■ WHAT TO DO ■
Reproduce every entry below precisely; do not include the pictures.

***** INFORMATION PROVIDED

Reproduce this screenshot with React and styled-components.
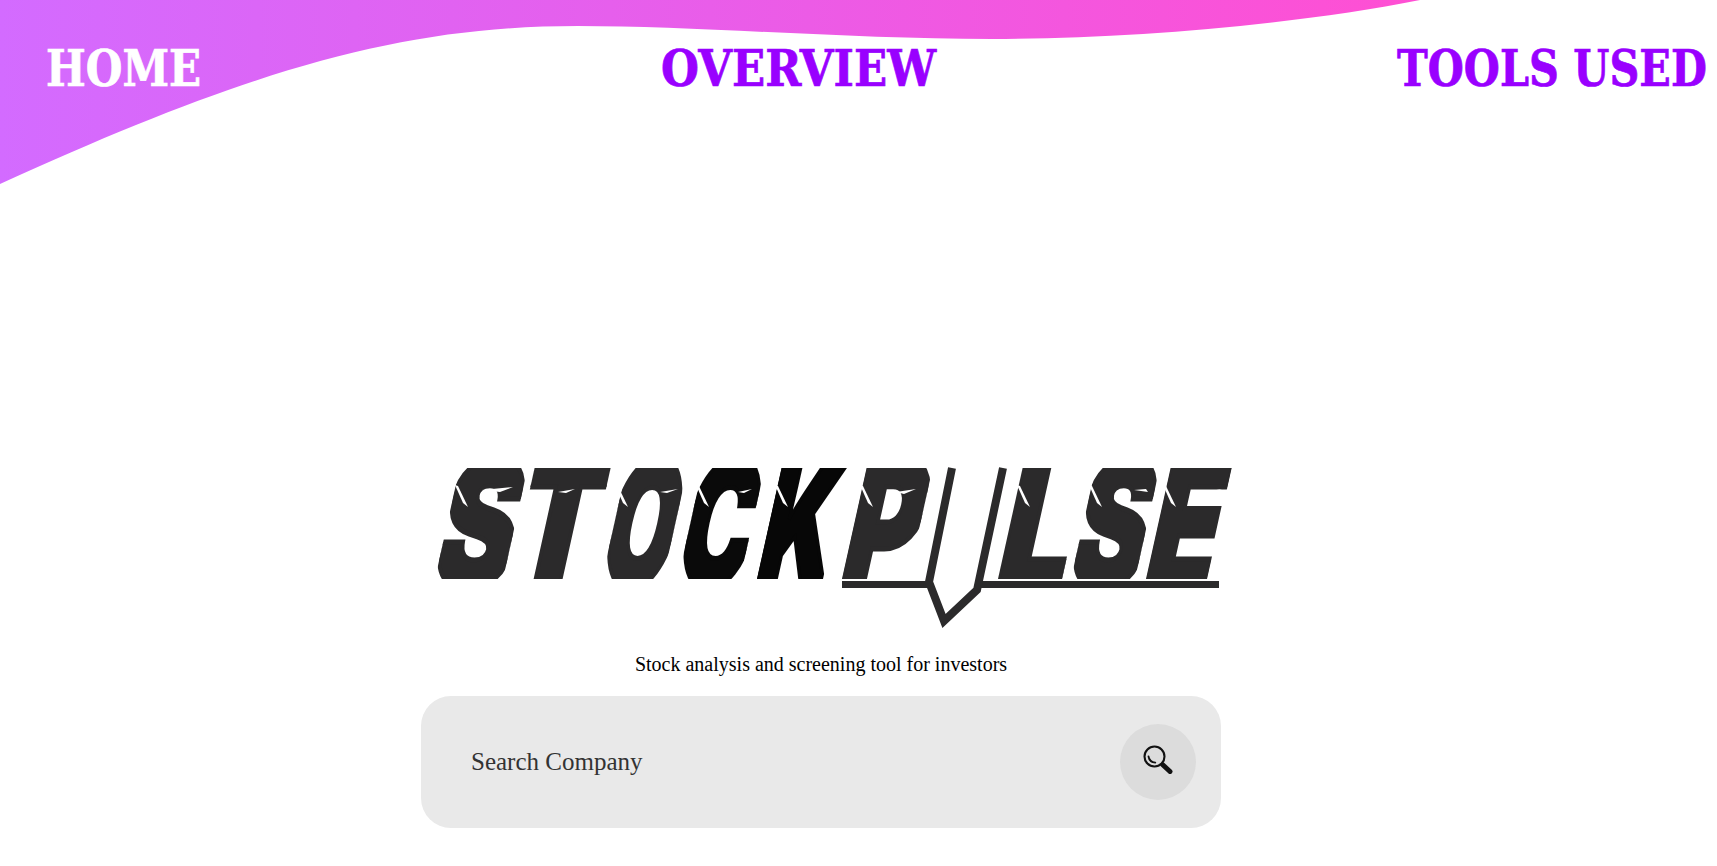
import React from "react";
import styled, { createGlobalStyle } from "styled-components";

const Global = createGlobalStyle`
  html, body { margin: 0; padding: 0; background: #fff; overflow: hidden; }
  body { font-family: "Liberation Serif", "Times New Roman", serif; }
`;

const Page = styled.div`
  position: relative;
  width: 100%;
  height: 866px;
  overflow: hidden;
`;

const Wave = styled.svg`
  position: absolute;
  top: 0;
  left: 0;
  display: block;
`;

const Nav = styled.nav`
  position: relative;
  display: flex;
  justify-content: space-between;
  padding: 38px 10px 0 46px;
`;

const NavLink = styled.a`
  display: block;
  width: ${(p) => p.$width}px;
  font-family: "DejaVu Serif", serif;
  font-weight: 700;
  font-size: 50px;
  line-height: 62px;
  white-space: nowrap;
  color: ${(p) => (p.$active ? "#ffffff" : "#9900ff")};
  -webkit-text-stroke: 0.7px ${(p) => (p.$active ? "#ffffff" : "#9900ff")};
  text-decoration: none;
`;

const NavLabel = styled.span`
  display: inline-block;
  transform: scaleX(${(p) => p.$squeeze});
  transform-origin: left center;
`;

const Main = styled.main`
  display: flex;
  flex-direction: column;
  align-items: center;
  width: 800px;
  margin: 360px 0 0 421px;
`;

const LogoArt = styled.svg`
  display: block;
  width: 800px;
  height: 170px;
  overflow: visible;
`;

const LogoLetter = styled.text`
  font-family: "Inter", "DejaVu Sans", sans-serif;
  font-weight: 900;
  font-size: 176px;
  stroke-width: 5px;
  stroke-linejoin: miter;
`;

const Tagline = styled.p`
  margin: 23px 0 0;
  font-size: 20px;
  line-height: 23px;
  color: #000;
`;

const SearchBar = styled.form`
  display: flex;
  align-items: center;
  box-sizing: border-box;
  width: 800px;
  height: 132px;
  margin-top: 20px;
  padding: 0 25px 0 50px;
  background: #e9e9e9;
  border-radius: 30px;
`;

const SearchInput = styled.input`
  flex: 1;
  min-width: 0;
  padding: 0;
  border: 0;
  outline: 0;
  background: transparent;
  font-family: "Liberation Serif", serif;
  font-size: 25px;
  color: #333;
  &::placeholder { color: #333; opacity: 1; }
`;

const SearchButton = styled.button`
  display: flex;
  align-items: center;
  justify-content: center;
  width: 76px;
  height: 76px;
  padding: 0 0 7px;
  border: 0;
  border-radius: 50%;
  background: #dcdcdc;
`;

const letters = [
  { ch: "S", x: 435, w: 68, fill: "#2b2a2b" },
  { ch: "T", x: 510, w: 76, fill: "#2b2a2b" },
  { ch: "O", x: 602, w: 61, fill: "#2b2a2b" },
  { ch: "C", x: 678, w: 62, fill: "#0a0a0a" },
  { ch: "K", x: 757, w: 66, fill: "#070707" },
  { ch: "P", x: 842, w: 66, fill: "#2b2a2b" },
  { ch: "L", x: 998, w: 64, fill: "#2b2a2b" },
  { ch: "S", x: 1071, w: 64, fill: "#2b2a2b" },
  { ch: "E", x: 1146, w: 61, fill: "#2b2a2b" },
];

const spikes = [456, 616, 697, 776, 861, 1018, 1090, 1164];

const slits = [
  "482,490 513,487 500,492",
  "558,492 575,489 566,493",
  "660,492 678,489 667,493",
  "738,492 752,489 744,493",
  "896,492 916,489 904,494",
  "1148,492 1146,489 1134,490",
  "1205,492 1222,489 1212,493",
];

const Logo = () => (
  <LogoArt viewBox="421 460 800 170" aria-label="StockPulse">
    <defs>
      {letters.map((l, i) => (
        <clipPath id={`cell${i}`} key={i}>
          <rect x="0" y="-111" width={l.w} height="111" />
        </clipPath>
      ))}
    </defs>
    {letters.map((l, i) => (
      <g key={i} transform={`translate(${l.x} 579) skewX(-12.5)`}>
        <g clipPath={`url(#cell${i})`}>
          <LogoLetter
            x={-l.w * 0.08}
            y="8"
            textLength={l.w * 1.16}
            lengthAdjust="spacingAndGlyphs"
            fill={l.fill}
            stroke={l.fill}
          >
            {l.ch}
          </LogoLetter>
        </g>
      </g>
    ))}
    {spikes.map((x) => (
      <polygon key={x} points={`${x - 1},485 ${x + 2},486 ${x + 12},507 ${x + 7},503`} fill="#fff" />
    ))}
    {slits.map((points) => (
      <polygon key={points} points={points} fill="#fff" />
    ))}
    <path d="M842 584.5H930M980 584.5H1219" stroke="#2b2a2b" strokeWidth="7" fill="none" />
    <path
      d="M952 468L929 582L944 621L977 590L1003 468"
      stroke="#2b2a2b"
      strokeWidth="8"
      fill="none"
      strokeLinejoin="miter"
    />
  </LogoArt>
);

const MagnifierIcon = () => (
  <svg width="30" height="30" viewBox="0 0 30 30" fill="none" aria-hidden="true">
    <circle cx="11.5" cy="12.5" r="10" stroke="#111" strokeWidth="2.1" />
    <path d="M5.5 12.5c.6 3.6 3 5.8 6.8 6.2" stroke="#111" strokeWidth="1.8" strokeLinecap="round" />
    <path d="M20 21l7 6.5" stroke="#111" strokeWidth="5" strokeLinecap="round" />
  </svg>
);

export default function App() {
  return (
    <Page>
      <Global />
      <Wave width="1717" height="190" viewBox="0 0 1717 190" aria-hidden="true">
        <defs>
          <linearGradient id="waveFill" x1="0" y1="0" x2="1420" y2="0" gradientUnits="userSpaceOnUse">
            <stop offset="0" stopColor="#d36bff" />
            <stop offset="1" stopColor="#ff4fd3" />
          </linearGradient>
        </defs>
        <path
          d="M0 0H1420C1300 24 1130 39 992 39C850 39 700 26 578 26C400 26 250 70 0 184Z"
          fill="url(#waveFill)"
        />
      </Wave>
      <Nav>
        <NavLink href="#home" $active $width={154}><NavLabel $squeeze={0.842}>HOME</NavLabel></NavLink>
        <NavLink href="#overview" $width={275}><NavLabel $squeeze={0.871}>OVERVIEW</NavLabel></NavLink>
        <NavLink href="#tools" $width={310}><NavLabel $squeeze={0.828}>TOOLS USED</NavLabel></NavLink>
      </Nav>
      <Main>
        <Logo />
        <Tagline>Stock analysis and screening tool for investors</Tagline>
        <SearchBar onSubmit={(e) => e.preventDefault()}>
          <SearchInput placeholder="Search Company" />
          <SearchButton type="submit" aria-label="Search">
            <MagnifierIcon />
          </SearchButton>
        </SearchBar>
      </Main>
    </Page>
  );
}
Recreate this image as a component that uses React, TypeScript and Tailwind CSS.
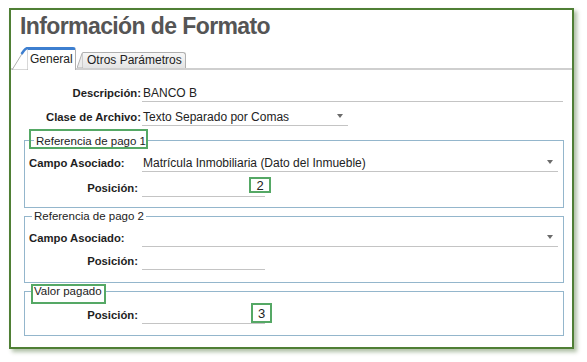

**********

■ ANSWER TO THIS PROBLEM ■
Reproduce this screenshot with React and styled-components.
import React from "react";
import styled, { createGlobalStyle } from "styled-components";

const Global = createGlobalStyle`
  html, body { margin: 0; padding: 0; background: #fff; overflow: hidden; }
  body { font-family: "Liberation Serif", "Times New Roman", serif; }
`;

const Page = styled.div`
  position: relative;
  width: 100%;
  height: 866px;
  overflow: hidden;
`;

const Wave = styled.svg`
  position: absolute;
  top: 0;
  left: 0;
  display: block;
`;

const Nav = styled.nav`
  position: relative;
  display: flex;
  justify-content: space-between;
  padding: 38px 10px 0 46px;
`;

const NavLink = styled.a`
  display: block;
  width: ${(p) => p.$width}px;
  font-family: "DejaVu Serif", serif;
  font-weight: 700;
  font-size: 50px;
  line-height: 62px;
  white-space: nowrap;
  color: ${(p) => (p.$active ? "#ffffff" : "#9900ff")};
  -webkit-text-stroke: 0.7px ${(p) => (p.$active ? "#ffffff" : "#9900ff")};
  text-decoration: none;
`;

const NavLabel = styled.span`
  display: inline-block;
  transform: scaleX(${(p) => p.$squeeze});
  transform-origin: left center;
`;

const Main = styled.main`
  display: flex;
  flex-direction: column;
  align-items: center;
  width: 800px;
  margin: 360px 0 0 421px;
`;

const LogoArt = styled.svg`
  display: block;
  width: 800px;
  height: 170px;
  overflow: visible;
`;

const LogoLetter = styled.text`
  font-family: "Inter", "DejaVu Sans", sans-serif;
  font-weight: 900;
  font-size: 176px;
  stroke-width: 5px;
  stroke-linejoin: miter;
`;

const Tagline = styled.p`
  margin: 23px 0 0;
  font-size: 20px;
  line-height: 23px;
  color: #000;
`;

const SearchBar = styled.form`
  display: flex;
  align-items: center;
  box-sizing: border-box;
  width: 800px;
  height: 132px;
  margin-top: 20px;
  padding: 0 25px 0 50px;
  background: #e9e9e9;
  border-radius: 30px;
`;

const SearchInput = styled.input`
  flex: 1;
  min-width: 0;
  padding: 0;
  border: 0;
  outline: 0;
  background: transparent;
  font-family: "Liberation Serif", serif;
  font-size: 25px;
  color: #333;
  &::placeholder { color: #333; opacity: 1; }
`;

const SearchButton = styled.button`
  display: flex;
  align-items: center;
  justify-content: center;
  width: 76px;
  height: 76px;
  padding: 0 0 7px;
  border: 0;
  border-radius: 50%;
  background: #dcdcdc;
`;

const letters = [
  { ch: "S", x: 435, w: 68, fill: "#2b2a2b" },
  { ch: "T", x: 510, w: 76, fill: "#2b2a2b" },
  { ch: "O", x: 602, w: 61, fill: "#2b2a2b" },
  { ch: "C", x: 678, w: 62, fill: "#0a0a0a" },
  { ch: "K", x: 757, w: 66, fill: "#070707" },
  { ch: "P", x: 842, w: 66, fill: "#2b2a2b" },
  { ch: "L", x: 998, w: 64, fill: "#2b2a2b" },
  { ch: "S", x: 1071, w: 64, fill: "#2b2a2b" },
  { ch: "E", x: 1146, w: 61, fill: "#2b2a2b" },
];

const spikes = [456, 616, 697, 776, 861, 1018, 1090, 1164];

const slits = [
  "482,490 513,487 500,492",
  "558,492 575,489 566,493",
  "660,492 678,489 667,493",
  "738,492 752,489 744,493",
  "896,492 916,489 904,494",
  "1148,492 1146,489 1134,490",
  "1205,492 1222,489 1212,493",
];

const Logo = () => (
  <LogoArt viewBox="421 460 800 170" aria-label="StockPulse">
    <defs>
      {letters.map((l, i) => (
        <clipPath id={`cell${i}`} key={i}>
          <rect x="0" y="-111" width={l.w} height="111" />
        </clipPath>
      ))}
    </defs>
    {letters.map((l, i) => (
      <g key={i} transform={`translate(${l.x} 579) skewX(-12.5)`}>
        <g clipPath={`url(#cell${i})`}>
          <LogoLetter
            x={-l.w * 0.08}
            y="8"
            textLength={l.w * 1.16}
            lengthAdjust="spacingAndGlyphs"
            fill={l.fill}
            stroke={l.fill}
          >
            {l.ch}
          </LogoLetter>
        </g>
      </g>
    ))}
    {spikes.map((x) => (
      <polygon key={x} points={`${x - 1},485 ${x + 2},486 ${x + 12},507 ${x + 7},503`} fill="#fff" />
    ))}
    {slits.map((points) => (
      <polygon key={points} points={points} fill="#fff" />
    ))}
    <path d="M842 584.5H930M980 584.5H1219" stroke="#2b2a2b" strokeWidth="7" fill="none" />
    <path
      d="M952 468L929 582L944 621L977 590L1003 468"
      stroke="#2b2a2b"
      strokeWidth="8"
      fill="none"
      strokeLinejoin="miter"
    />
  </LogoArt>
);

const MagnifierIcon = () => (
  <svg width="30" height="30" viewBox="0 0 30 30" fill="none" aria-hidden="true">
    <circle cx="11.5" cy="12.5" r="10" stroke="#111" strokeWidth="2.1" />
    <path d="M5.5 12.5c.6 3.6 3 5.8 6.8 6.2" stroke="#111" strokeWidth="1.8" strokeLinecap="round" />
    <path d="M20 21l7 6.5" stroke="#111" strokeWidth="5" strokeLinecap="round" />
  </svg>
);

export default function App() {
  return (
    <Page>
      <Global />
      <Wave width="1717" height="190" viewBox="0 0 1717 190" aria-hidden="true">
        <defs>
          <linearGradient id="waveFill" x1="0" y1="0" x2="1420" y2="0" gradientUnits="userSpaceOnUse">
            <stop offset="0" stopColor="#d36bff" />
            <stop offset="1" stopColor="#ff4fd3" />
          </linearGradient>
        </defs>
        <path
          d="M0 0H1420C1300 24 1130 39 992 39C850 39 700 26 578 26C400 26 250 70 0 184Z"
          fill="url(#waveFill)"
        />
      </Wave>
      <Nav>
        <NavLink href="#home" $active $width={154}><NavLabel $squeeze={0.842}>HOME</NavLabel></NavLink>
        <NavLink href="#overview" $width={275}><NavLabel $squeeze={0.871}>OVERVIEW</NavLabel></NavLink>
        <NavLink href="#tools" $width={310}><NavLabel $squeeze={0.828}>TOOLS USED</NavLabel></NavLink>
      </Nav>
      <Main>
        <Logo />
        <Tagline>Stock analysis and screening tool for investors</Tagline>
        <SearchBar onSubmit={(e) => e.preventDefault()}>
          <SearchInput placeholder="Search Company" />
          <SearchButton type="submit" aria-label="Search">
            <MagnifierIcon />
          </SearchButton>
        </SearchBar>
      </Main>
    </Page>
  );
}
Recreate this image as a component that uses React, TypeScript and Tailwind CSS.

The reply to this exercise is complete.